--- start ---

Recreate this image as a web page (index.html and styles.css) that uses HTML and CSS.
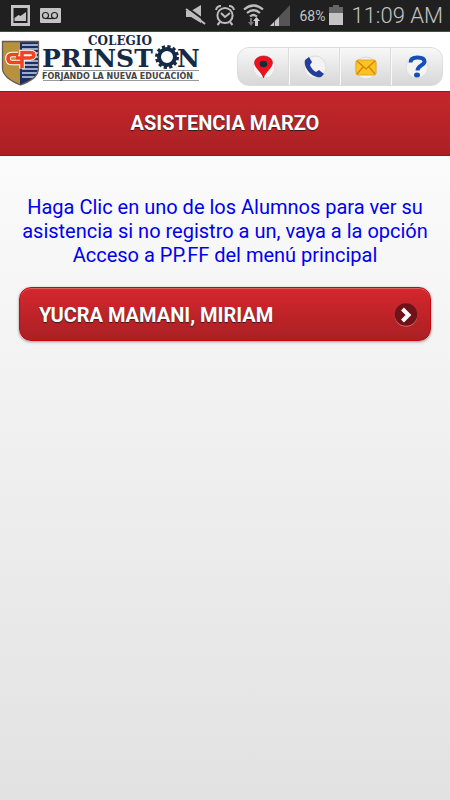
FILE: index.html
```html
<!DOCTYPE html>
<html lang="es">
<head>
<meta charset="utf-8">
<meta name="viewport" content="width=device-width, initial-scale=1">
<title>Asistencia Marzo</title>
<link rel="stylesheet" href="styles.css">
</head>
<body>
<div class="status">
  <svg class="status-left" width="60" height="31" viewBox="0 0 60 31" aria-hidden="true">
    <path fill="#c4c4c4" fill-rule="evenodd" d="M11 5h19v21H11zM13.500 8v15h14V8z"/>
    <path fill="#c4c4c4" d="M14.500 21v-3l4-3 2 1 5.500-4v9z"/>
    <rect x="40" y="8" width="21" height="15" rx="1" fill="#c4c4c4"/>
    <g fill="none" stroke="#222" stroke-width="1.200"><circle cx="45.500" cy="15.500" r="3"/><circle cx="54.500" cy="15.500" r="3"/><path d="M45.500 18.500h9"/></g>
  </svg>
  <svg class="status-right" width="112" height="31" viewBox="0 0 112 31" aria-hidden="true">
    <g transform="translate(-186 0)">
      <path fill="#bdbdbd" d="M187 11h5l10-6v18l-10-6h-5z"/>
      <path stroke="#202020" stroke-width="2" d="M188 7.500l20 14.500"/>
      <path stroke="#bdbdbd" stroke-width="2" d="M187 9l19 15"/>
      <g fill="none" stroke="#bdbdbd" stroke-width="2"><circle cx="226" cy="15.500" r="7.600"/><path d="M217 10a5 5 0 0 1 5-4M230 6a5 5 0 0 1 5 4M221 22l-2.500 3M231 22l2.500 3M222 13l4 4 5-4"/></g>
      <g fill="none" stroke="#bdbdbd" stroke-width="2.200"><path d="M245 9.500q9.500-8 19 0M248 13q6.500-5.500 13 0M251 16.500q3.500-3 7 0"/></g>
      <path fill="#777" d="M251 18h2v4h2l-3 4-3-4h2z"/>
      <path fill="#d0d0d0" d="M257.500 17l3.500 4h-2v5h-3v-5h-2z"/>
      <path fill="#555" d="M291 5v21h-20z"/>
      <path fill="#c6c6c6" d="M271 26l4-4v4zM276 26v-5l4-4v9z"/>
    </g>
  </svg>
  <span class="percent">68%</span>
  <svg class="battery" width="14" height="21" viewBox="0 0 14 21" aria-hidden="true"><path fill="#666" d="M4 0h6v2h4v7H0V2h4z"/><path fill="#c4c4c4" d="M0 8h14v12H0z"/></svg>
  <time class="clock">11:09 AM</time>
</div>
<header class="top">
  <svg class="logo" width="202" height="58" viewBox="0 32 202 58" role="img" aria-label="Colegio Prinston">
    <defs>
      <clipPath id="shield"><path d="M3 41h35v26c0 9-8 13-17.500 17C11 80 3 75 3 67z"/></clipPath>
    </defs>
    <g clip-path="url(#shield)">
      <path fill="#b8913f" d="M2 40h18v45H2z"/>
      <path fill="#1c2f62" d="M20 40h20v45H20z"/>
      <path stroke="#c8d3e8" stroke-width="1.300" d="M22 44h17M22 48h17M22 52h17M22 56h17M22 60h17M22 64h17M22 68h17M22 72h17M22 76h17"/>
    </g>
    <path fill="none" stroke="#645b55" stroke-width="1.300" d="M2.500 40.500h36V67c0 9-8 13-18 17-10-4-18-9-18-17z"/>
    <g fill="none">
      <path stroke="#fff" stroke-width="5.500" d="M18 53.500h-6q-4 0-4 4t4 4h10V51.500h8q4 0 4 2.500t-4 3H16M22 61v6.500"/>
      <path stroke="#f0441f" stroke-width="3.600" d="M18 53.500h-6q-4 0-4 4t4 4h10V51.500h8q4 0 4 2.500t-4 3H16M22 61v6"/>
    </g>
    <g class="logo-serif">
      <text class="logo-small" x="88" y="44">COLEGIO</text>
      <text class="logo-big" x="42" y="66">PRINST</text>
      <text class="logo-big" x="177" y="66">N</text>
    </g>
    <circle cx="167" cy="56" r="8" fill="#fff" stroke="#152a46" stroke-width="4"/>
    <circle cx="167" cy="56" r="10.500" fill="none" stroke="#152a46" stroke-width="3" stroke-dasharray="3.200 2.298"/>
    <path stroke="#999" stroke-width="1" d="M43 69.500h156M43 79.500h156"/>
    <text class="logo-tag" x="42" y="78">FORJANDO LA NUEVA EDUCACIÓN</text>
  </svg>
  <nav class="tools">
    <a href="#mapa" aria-label="Ubicación"><svg width="28" height="28" viewBox="0 0 28 28"><circle cx="14" cy="15" r="11" fill="#f3f3f3" stroke="#ddd"/><path fill="#ee111c" stroke="#a8161c" stroke-width=".6" d="M13.500 26C12 20 4.500 16 4.500 10.500a9 6.500 0 0 1 18 0C22.500 16 15 20 13.500 26z"/><ellipse cx="13.500" cy="12" rx="3.800" ry="3.200" fill="#172b3e"/></svg></a>
    <a href="#telefono" aria-label="Teléfono"><svg width="28" height="28" viewBox="0 0 28 28"><circle cx="14" cy="15" r="11" fill="#f3f3f3" stroke="#ddd"/><path fill="#263e9b" d="M4 8l4-3 3 5-2 3q2 5 6 7l3-2 5 4-3 3c-7 2-18-8-16-17z"/></svg></a>
    <a href="#correo" aria-label="Correo"><svg width="28" height="28" viewBox="0 0 28 28"><circle cx="14" cy="16" r="11" fill="#f3f3f3" stroke="#d5d5d5"/><rect x="4" y="8" width="20" height="15" rx="2" fill="#ffc51c" stroke="#e7a522"/><path fill="none" stroke="#d3801b" stroke-width="1.300" d="M5 9l9 8 9-8M5 22l6-7M23 22l-6-7"/></svg></a>
    <a href="#ayuda" aria-label="Ayuda"><svg width="28" height="28" viewBox="0 0 28 28"><circle cx="14" cy="15" r="11" fill="#f3f3f3" stroke="#ddd"/><path fill="none" stroke="#1450b8" stroke-width="4" d="M7.500 10.500q0-5 7-5 7 0 7 4c0 4-7 4-7 9"/><ellipse cx="14" cy="23" rx="3" ry="2.500" fill="#1450b8"/></svg></a>
  </nav>
</header>
<h1 class="title">ASISTENCIA MARZO</h1>
<main class="content">
  <p class="hint">Haga Clic en uno de los Alumnos para ver su asistencia si no registro a un, vaya a la opción Acceso a PP.FF del menú principal</p>
  <a class="student" href="#alumno">
    <span>YUCRA MAMANI, MIRIAM</span>
    <svg width="24" height="24" viewBox="0 0 24 24" aria-hidden="true"><circle cx="12" cy="12.500" r="11.300" fill="#d5686b"/><circle cx="12" cy="11.500" r="11.300" fill="#701318"/><path fill="none" stroke="#fff" stroke-width="4" d="M8.500 6l6 6-6 6"/></svg>
  </a>
</main>
</body>
</html>
```
FILE: styles.css
```css
* {
  box-sizing: border-box;
}

body {
  margin: 0;
  min-height: 100vh;
  display: flex;
  flex-direction: column;
  font-family: Roboto, "Liberation Sans", sans-serif;
  font-size: 20px;
  line-height: 24px;
  background: #e2e2e2;
}

svg {
  display: block;
  flex: none;
}

.status {
  display: flex;
  align-items: center;
  height: 31px;
  padding-right: 7px;
  background: #202020;
  color: #c4c4c4;
  white-space: nowrap;
}

.status-left {
  overflow: visible;
}

.status-right {
  margin-left: auto;
}

.percent {
  width: 30px;
  margin-left: 2px;
  font-size: 14px;
}

.battery {
  margin-right: 8px;
}

.clock {
  font-size: 22px;
  font-weight: 300;
}

.top {
  display: flex;
  align-items: center;
  justify-content: space-between;
  height: 60px;
  padding-right: 7px;
  border-top: 1px solid #d20f17;
  background: #fff;
}

.logo-serif {
  font-family: "DejaVu Serif", serif;
  font-weight: 700;
  fill: #152a46;
}

.logo-small {
  font-size: 12px;
}

.logo-big {
  font-size: 25px;
}

.logo-tag {
  font: 700 8px "DejaVu Sans", sans-serif;
  fill: #444;
}

.tools {
  display: grid;
  grid-template-columns: repeat(4, 51px);
  height: 39px;
  margin-top: 9px;
  border: 1px solid #ddd;
  border-radius: 12px;
  background: linear-gradient(#f8f8f8, #d7d7d7);
  overflow: hidden;
}

.tools a {
  display: grid;
  place-items: center;
}

.tools a + a {
  border-left: 1px solid #f8f8f8;
  box-shadow: -1px 0 #dcdcdc;
}

.title {
  margin: 0;
  padding: 19px 16px 20px;
  border: 1px solid #c4050c;
  border-width: 1px 0;
  background: linear-gradient(#c4272b, #ab2024);
  color: #fff;
  font-size: 20px;
  font-weight: 700;
  text-align: center;
  text-shadow: 0 1px 1px #222;
}

.content {
  flex: 1;
  padding: 39px 19px 20px;
  background: linear-gradient(#fbfbfb, #e2e2e2);
}

.hint {
  margin: 0 0 20px;
  color: #0000f0;
  text-align: center;
}

.student {
  display: flex;
  align-items: center;
  justify-content: space-between;
  padding: 15px 12px 13px 19px;
  border: 1px solid #c4070f;
  border-radius: 12px;
  background: linear-gradient(#d4272d, #aa2024);
  box-shadow: inset 0 1px #dc6266, 0 1px 3px #999;
  color: #fff;
  font-weight: 700;
  text-decoration: none;
  text-shadow: 0 1px 1px #222;
}
```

--- end ---

■ WORK TO BE COMPLETED
Output a single number: how many lines contain the word "index".

■ THE COMPLETED TASK
2